**Work required:**
For the records below, say how many lines contain the string "that". Give the number only.

start Data excerpts

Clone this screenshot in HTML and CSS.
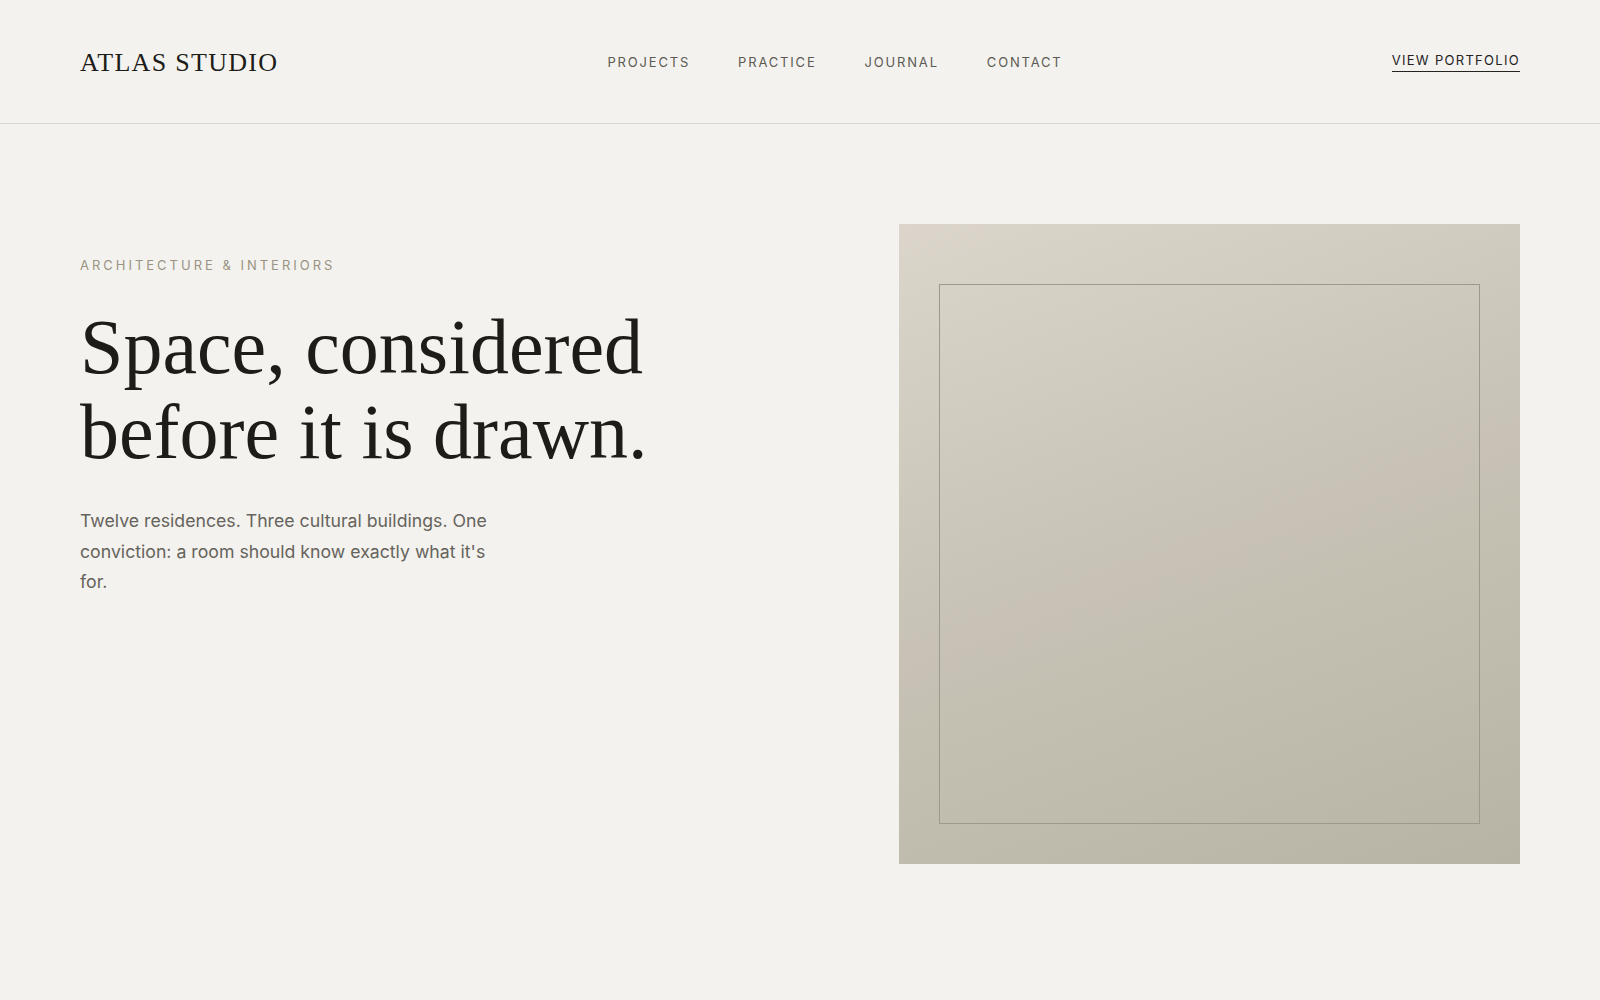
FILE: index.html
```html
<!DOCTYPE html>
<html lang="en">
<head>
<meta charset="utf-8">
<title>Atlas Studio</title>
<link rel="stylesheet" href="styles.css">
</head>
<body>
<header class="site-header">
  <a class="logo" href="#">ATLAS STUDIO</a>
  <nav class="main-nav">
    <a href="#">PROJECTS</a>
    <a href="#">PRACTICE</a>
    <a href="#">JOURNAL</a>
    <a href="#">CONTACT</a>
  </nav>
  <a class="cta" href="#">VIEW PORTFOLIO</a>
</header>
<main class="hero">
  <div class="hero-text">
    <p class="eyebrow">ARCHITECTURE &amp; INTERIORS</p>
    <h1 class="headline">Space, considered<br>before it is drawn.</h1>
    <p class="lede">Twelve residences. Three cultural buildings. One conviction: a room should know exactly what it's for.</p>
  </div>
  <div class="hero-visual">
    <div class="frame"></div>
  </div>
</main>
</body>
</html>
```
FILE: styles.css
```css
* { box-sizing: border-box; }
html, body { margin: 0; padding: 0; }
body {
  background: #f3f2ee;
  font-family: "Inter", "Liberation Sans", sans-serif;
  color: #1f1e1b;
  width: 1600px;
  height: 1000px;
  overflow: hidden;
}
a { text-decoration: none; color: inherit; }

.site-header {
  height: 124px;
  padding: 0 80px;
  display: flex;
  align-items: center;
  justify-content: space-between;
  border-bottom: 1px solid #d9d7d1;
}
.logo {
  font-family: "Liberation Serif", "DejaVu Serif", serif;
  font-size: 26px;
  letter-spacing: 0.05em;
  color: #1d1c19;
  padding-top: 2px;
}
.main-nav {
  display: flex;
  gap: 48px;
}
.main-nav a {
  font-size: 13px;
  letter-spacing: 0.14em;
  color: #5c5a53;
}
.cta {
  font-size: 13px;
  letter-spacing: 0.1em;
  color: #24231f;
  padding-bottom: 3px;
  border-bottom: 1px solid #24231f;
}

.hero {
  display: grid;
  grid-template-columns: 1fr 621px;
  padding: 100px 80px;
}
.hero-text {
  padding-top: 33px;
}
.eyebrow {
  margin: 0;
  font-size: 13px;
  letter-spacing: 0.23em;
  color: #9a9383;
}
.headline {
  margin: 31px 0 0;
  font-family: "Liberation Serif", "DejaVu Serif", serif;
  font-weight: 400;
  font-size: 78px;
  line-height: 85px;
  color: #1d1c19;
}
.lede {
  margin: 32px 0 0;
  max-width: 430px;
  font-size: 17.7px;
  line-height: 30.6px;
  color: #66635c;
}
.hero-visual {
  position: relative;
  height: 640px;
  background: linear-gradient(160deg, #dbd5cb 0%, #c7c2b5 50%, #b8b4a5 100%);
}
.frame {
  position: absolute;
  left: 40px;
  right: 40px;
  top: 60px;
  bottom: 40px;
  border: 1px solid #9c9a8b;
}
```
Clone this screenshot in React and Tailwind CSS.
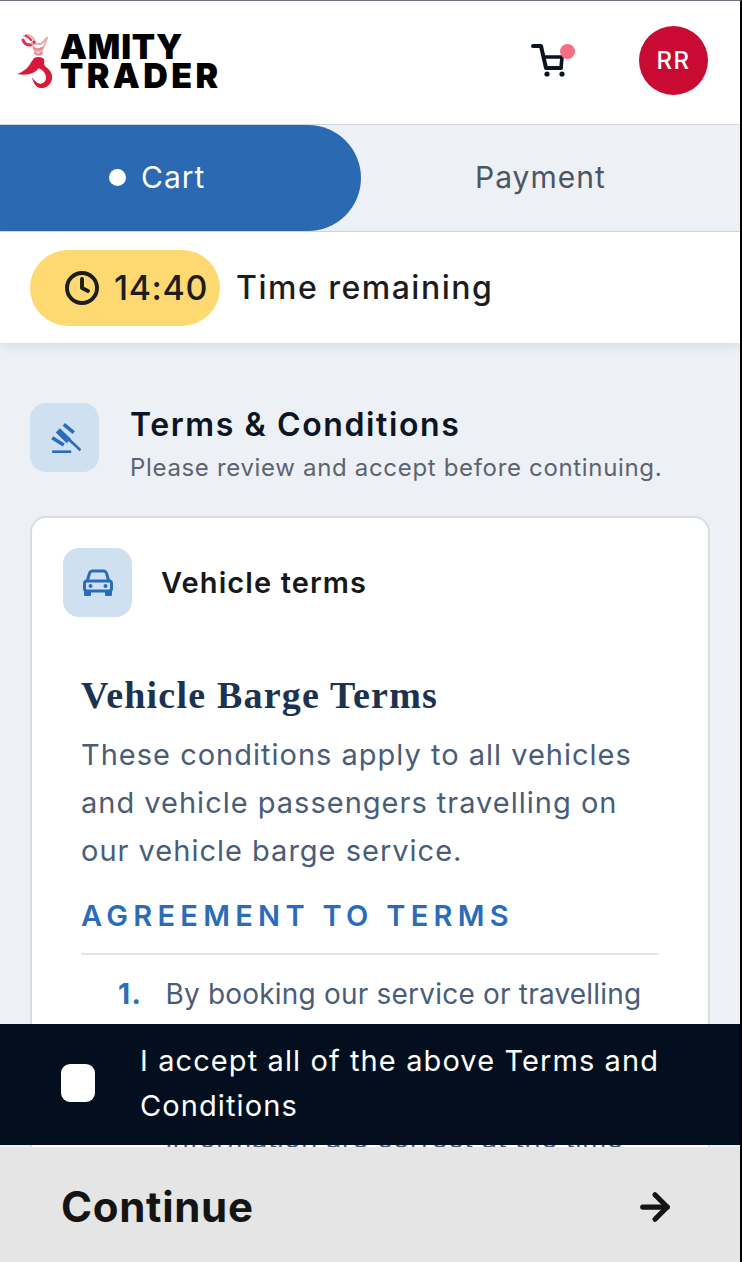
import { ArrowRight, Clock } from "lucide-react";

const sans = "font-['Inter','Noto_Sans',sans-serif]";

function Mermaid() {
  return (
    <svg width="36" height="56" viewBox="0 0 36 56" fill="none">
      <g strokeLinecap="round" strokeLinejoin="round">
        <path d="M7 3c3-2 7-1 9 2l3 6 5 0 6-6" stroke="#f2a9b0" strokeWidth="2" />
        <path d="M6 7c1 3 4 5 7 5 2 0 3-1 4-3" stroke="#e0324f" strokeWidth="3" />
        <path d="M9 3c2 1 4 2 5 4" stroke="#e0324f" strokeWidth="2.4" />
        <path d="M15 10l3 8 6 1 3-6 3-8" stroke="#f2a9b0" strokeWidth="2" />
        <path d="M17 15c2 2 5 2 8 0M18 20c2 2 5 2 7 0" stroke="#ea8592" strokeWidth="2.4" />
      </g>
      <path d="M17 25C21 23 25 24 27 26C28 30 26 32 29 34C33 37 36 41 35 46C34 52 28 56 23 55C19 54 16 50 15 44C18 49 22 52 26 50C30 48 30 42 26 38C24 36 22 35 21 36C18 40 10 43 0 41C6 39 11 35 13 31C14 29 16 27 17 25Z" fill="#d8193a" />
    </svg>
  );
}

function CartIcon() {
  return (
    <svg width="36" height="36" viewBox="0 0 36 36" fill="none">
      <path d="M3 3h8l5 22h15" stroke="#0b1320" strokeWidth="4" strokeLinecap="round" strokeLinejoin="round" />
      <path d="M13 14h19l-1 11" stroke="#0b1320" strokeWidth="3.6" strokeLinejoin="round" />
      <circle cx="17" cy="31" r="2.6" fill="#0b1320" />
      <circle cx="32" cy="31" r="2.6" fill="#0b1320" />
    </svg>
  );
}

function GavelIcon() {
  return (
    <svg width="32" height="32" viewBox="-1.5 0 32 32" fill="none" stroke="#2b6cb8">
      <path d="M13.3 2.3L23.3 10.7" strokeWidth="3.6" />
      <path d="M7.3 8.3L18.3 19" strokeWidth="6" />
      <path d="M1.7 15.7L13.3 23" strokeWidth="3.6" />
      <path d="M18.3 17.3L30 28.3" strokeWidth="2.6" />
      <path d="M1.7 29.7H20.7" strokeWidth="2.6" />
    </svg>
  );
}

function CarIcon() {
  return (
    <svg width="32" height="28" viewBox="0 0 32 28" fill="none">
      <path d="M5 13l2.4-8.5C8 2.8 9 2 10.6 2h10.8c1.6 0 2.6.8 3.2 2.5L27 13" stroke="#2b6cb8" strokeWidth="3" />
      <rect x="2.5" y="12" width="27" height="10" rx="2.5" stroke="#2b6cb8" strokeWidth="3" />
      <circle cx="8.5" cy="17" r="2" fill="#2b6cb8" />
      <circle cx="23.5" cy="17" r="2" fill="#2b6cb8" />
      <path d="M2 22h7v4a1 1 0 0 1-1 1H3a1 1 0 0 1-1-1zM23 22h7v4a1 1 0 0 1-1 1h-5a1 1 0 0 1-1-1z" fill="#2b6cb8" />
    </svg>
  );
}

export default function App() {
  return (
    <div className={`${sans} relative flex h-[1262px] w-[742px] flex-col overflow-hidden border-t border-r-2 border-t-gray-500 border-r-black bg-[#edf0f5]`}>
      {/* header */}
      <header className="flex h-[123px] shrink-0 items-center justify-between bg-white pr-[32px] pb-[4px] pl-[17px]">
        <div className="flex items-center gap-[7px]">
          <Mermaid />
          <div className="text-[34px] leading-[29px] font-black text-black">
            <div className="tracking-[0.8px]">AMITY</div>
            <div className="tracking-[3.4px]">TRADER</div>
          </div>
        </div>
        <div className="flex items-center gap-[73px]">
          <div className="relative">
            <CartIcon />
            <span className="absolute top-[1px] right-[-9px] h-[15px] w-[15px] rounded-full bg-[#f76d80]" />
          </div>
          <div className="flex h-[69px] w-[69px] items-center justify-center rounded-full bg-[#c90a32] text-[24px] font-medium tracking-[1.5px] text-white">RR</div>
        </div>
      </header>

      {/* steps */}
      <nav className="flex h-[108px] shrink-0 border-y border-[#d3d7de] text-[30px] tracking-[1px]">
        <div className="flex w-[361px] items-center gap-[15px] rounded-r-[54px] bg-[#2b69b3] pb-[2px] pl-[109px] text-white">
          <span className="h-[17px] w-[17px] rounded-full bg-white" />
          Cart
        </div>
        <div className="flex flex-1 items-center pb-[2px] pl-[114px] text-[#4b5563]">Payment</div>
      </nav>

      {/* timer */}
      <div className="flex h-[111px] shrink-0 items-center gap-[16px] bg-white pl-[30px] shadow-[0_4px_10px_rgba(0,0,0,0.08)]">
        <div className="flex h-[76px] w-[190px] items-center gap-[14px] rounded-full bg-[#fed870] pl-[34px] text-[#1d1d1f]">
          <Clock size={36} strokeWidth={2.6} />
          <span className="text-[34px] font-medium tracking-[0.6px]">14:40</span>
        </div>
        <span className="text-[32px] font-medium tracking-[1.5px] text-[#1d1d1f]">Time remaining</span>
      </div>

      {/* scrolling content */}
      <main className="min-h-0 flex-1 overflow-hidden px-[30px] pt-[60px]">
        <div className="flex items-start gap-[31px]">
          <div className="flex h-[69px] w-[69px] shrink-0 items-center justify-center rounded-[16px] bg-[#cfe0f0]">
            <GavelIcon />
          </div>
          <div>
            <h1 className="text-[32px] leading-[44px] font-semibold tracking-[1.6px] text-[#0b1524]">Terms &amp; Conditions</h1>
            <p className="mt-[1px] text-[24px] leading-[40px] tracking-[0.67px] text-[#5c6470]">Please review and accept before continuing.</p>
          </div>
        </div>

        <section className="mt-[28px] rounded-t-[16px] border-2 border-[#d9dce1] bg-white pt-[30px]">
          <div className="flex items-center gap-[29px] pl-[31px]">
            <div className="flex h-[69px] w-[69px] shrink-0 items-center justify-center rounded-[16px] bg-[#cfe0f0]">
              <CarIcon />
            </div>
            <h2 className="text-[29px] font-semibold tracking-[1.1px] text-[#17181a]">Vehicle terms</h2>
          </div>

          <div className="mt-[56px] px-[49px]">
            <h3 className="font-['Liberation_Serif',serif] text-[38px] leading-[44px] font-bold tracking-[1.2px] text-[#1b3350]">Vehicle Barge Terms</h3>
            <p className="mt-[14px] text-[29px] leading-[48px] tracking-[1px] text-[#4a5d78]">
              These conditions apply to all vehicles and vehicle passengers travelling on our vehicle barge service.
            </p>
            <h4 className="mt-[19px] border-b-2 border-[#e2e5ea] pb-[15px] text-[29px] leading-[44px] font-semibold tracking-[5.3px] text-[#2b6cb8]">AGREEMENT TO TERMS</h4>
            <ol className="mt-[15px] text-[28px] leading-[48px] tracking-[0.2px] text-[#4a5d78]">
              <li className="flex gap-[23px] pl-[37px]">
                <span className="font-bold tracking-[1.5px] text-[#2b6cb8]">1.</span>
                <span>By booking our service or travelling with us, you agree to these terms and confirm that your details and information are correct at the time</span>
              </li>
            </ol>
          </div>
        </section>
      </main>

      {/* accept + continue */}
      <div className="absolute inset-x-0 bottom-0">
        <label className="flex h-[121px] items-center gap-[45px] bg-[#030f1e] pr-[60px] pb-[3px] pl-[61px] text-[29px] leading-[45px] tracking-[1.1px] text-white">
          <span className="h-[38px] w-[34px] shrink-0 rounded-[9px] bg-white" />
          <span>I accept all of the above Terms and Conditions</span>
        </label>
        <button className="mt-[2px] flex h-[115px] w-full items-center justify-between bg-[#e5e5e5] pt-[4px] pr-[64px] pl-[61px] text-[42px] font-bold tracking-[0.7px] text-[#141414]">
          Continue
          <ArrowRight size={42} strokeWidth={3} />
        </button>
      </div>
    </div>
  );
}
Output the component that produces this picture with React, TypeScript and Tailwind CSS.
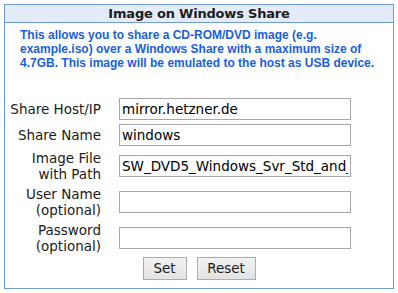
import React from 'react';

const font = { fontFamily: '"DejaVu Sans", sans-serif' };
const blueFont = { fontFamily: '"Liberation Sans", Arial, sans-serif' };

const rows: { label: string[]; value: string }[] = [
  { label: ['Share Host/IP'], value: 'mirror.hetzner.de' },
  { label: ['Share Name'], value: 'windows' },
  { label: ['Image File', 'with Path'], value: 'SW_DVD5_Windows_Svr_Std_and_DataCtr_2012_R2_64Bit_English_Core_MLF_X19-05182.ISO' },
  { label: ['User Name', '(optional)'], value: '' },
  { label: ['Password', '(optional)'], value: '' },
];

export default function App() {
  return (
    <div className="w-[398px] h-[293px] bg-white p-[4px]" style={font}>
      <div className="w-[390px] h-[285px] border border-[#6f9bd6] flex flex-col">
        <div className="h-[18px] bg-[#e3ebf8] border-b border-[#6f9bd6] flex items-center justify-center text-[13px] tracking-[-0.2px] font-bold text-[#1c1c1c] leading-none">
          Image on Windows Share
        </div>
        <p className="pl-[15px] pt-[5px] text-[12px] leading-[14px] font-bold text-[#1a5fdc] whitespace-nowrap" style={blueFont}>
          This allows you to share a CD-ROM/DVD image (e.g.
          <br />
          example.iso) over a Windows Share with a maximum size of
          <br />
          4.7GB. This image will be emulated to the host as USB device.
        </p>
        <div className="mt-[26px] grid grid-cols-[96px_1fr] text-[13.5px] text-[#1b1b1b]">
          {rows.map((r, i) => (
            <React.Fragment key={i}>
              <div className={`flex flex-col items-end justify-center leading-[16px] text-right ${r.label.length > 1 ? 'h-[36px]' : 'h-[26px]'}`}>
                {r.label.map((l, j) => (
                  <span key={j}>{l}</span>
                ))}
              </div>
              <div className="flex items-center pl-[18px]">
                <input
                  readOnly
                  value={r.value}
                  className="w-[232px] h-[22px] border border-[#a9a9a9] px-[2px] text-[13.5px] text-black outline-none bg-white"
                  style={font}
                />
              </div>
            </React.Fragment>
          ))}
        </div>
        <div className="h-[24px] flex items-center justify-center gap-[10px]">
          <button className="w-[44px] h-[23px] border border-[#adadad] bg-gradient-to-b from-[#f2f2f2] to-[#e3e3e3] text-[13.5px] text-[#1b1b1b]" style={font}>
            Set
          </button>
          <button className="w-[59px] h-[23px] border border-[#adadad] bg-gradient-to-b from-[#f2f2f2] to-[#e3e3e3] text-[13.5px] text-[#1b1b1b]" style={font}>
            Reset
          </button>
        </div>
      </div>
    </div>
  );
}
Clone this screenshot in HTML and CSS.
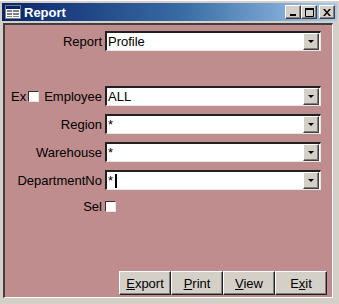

end Data excerpts

**Correct output:**
2